Inside, some 30m above the main paved area, is the first of three domes (actually a dome inside a cone inside a dome) supported by eight huge columns. The walkway around its base, 257 steps up a staircase on the western side of the southern transept, is called the Whispering Gallery, because if you talk close to the wall, your words will carry to the opposite side, 32m away. A further 119 steps brings you to the Stone Gallery, 152 iron steps above which is the Golden Gallery at the very top, rewarded with unforgettable views of London. As part of its 300th anniversary celebrations in 2011, St Paul's underwent a £40-million renovation project that gave the church a deep clean. It's not looked this good since they cut the blue ribbon opening the place in 1711.
The crypt has memorials to up to 300 heroes and military demigods, including Wellington and Nelson, whose body lies directly below the dome. But the most poignant memorial is to Wren himself. On a simple slab bearing his name, part of a Latin inscription translates as: 'If you seek his memorial, look around you'. Also here is the Crypt Café and the excellent Restaurant at St Paul's.

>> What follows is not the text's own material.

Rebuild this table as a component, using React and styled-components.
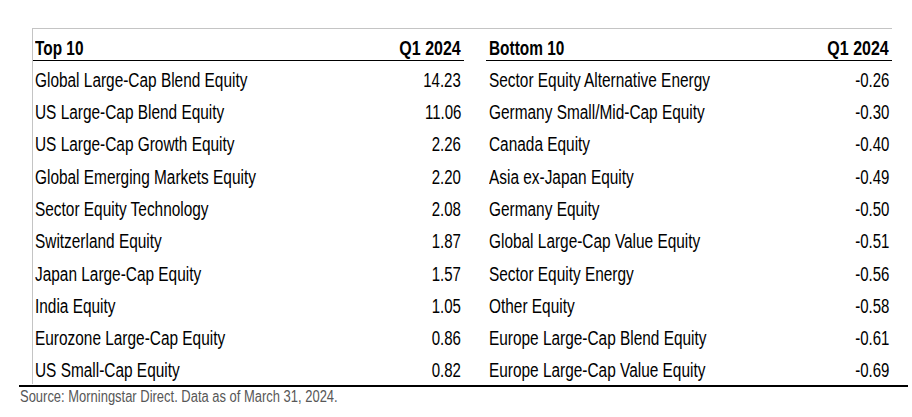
import React from "react";
import styled, { createGlobalStyle } from "styled-components";

const GlobalStyle = createGlobalStyle`
  body {
    margin: 0;
    background: #ffffff;
    font-family: "Liberation Sans", Arial, sans-serif;
    color: #000000;
  }
`;

const Page = styled.div`
  width: 912px;
  height: 417px;
  padding-top: 28px;
  box-sizing: border-box;
`;

const Panel = styled.div`
  display: flex;
  gap: 22px;
  margin-left: 32px;
  width: 860px;
  border-top: 1px solid #c4c4c4;
  border-left: 1px solid #c4c4c4;
  box-sizing: border-box;
`;

const Table = styled.div`
  display: flex;
  flex-direction: column;
  width: ${(props) => props.width}px;
`;

const HeadRow = styled.div`
  display: flex;
  justify-content: space-between;
  align-items: flex-end;
  height: 32px;
  padding: 0 ${(props) => props.padRight}px 2px ${(props) => props.padLeft}px;
  border-bottom: 1px solid #000000;
  box-sizing: border-box;
  font-size: 20px;
  line-height: 1;
  font-weight: 700;
`;

const Row = styled.div`
  display: flex;
  justify-content: space-between;
  align-items: flex-start;
  height: 32.3px;
  padding: 9.8px ${(props) => props.padRight}px 0 ${(props) => props.padLeft}px;
  box-sizing: border-box;
  font-size: 19.5px;
  line-height: 1;
`;

// the reference font is a condensed face; squeeze the installed one to match
const Label = styled.span`
  display: inline-block;
  flex: 0 1 auto;
  min-width: 0;
  white-space: nowrap;
  transform: scaleX(${(props) => props.scale});
  transform-origin: left center;
`;

const Value = styled.span`
  display: inline-block;
  flex: 0 0 auto;
  white-space: nowrap;
  transform: scaleX(${(props) => props.scale});
  transform-origin: right center;
`;

const Footer = styled.div`
  margin-left: 19px;
  width: 888px;
  margin-top: 1px;
  border-top: 2px solid #000000;
  padding: 2px 0 0 1px;
  font-size: 16px;
  line-height: 1;
  color: #575757;
`;

const top10 = [
  ["Global Large-Cap Blend Equity", "14.23"],
  ["US Large-Cap Blend Equity", "11.06"],
  ["US Large-Cap Growth Equity", "2.26"],
  ["Global Emerging Markets Equity", "2.20"],
  ["Sector Equity Technology", "2.08"],
  ["Switzerland Equity", "1.87"],
  ["Japan Large-Cap Equity", "1.57"],
  ["India Equity", "1.05"],
  ["Eurozone Large-Cap Equity", "0.86"],
  ["US Small-Cap Equity", "0.82"],
];

const bottom10 = [
  ["Sector Equity Alternative Energy", "-0.26"],
  ["Germany Small/Mid-Cap Equity", "-0.30"],
  ["Canada Equity", "-0.40"],
  ["Asia ex-Japan Equity", "-0.49"],
  ["Germany Equity", "-0.50"],
  ["Global Large-Cap Value Equity", "-0.51"],
  ["Sector Equity Energy", "-0.56"],
  ["Other Equity", "-0.58"],
  ["Europe Large-Cap Blend Equity", "-0.61"],
  ["Europe Large-Cap Value Equity", "-0.69"],
];

const RankTable = ({ title, rows, width, padLeft, padRight }) => (
  <Table width={width}>
    <HeadRow padLeft={padLeft} padRight={padRight}>
      <Label scale={0.77}>{title}</Label>
      <Value scale={0.8}>Q1 2024</Value>
    </HeadRow>
    {rows.map(([name, value]) => (
      <Row key={name} padLeft={padLeft} padRight={padRight}>
        <Label scale={0.79}>{name}</Label>
        <Value scale={0.77}>{value}</Value>
      </Row>
    ))}
  </Table>
);

export default function App() {
  return (
    <Page>
      <GlobalStyle />
      <Panel>
        <RankTable title="Top 10" rows={top10} width={431} padLeft={2} padRight={3} />
        <RankTable title="Bottom 10" rows={bottom10} width={406} padLeft={3} padRight={3} />
      </Panel>
      <Footer>
        <Label scale={0.81}>Source: Morningstar Direct. Data as of March 31, 2024.</Label>
      </Footer>
    </Page>
  );
}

The Oculus in the former treasury projects four short films onto its walls (you'll need the iPad audio tour to hear the sound). If you're not up to climbing the dome, experience it here (audiovisually). Free audio tours lasting 1½ hours are available. Free 1½-hour guided tours leave the tour desk four times a day (10am, 11am, 1pm and 2pm); head to the desk just past the entrance to check times and book a place.